In past years the water has been much higher and swifter, and the trail can be very muddy, Titus said. All things considered, it's not a place for unsupervised children.
Titus and two friends fished the creek last week and netted 75 fish. Hauling that much fresh salmon through convoluted terrain and bear-infested brush also takes some know-how, Titus said.
"You have to go down with enough people so that when you're hauling fish to the boat you don't leave any fish unattended," he said. "It's definitely not a good place to be at 6 or 7 o'clock at night. That's when the bears are really coming out, especially the shyer bears that are trying to avoid people."
Titus said one brown bear, clearly habituated to people, was swimming and fishing in the lower reaches of the creek right near the trail at mid-day.
There is a big difference between a bear that's habituated to people and one that associates people with food. The second is a problem bear. Throughout Southeast Alaska, people and bears share the same areas. The key is making sure bears don't associate people with food, whether that's garbage, lunch in a backpack, or a stringer of fish.
"Don't let bears get your fish - keep your fish close at hand, and when you are walking to and from the creek make a lot of noise," Barten said. "Give a bear space to pass if it's trying to go up or down stream."
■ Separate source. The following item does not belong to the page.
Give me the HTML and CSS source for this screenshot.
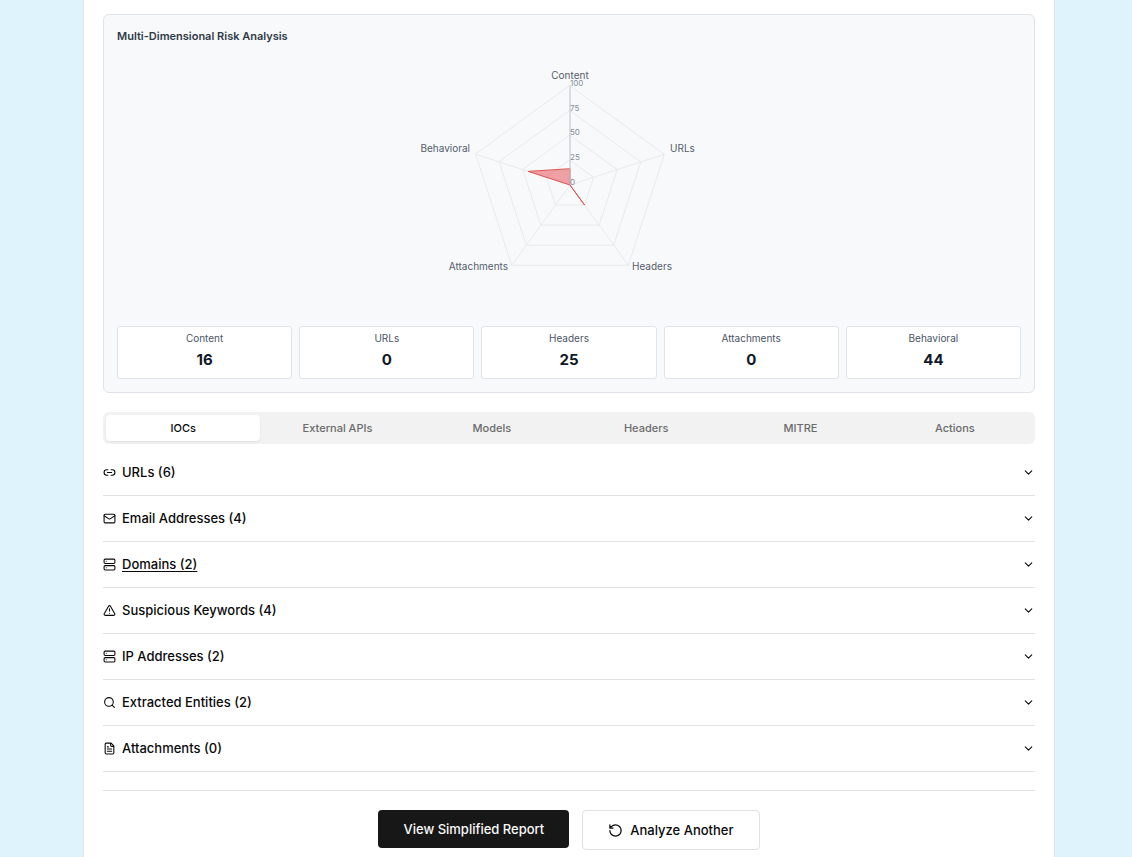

The bears will generally avoid people, given the option. But it's important to keep track of other people as well as bears. It's not safe to send a bear into the path of a fisherman downstream.
"Don't shoo a bear unless it has an out," Barten said. "Otherwise you're just creating a problem for the next person down the line, and getting the bear excited."
Overall, the personal-use fishery at Sweetheart Creek always makes for an interesting summer trip, Titus said, and the chance to get some superb fish for summer barbecues, smoking, or freezing for the winter.
"Sharing is part of the Sweetheart experience," he said.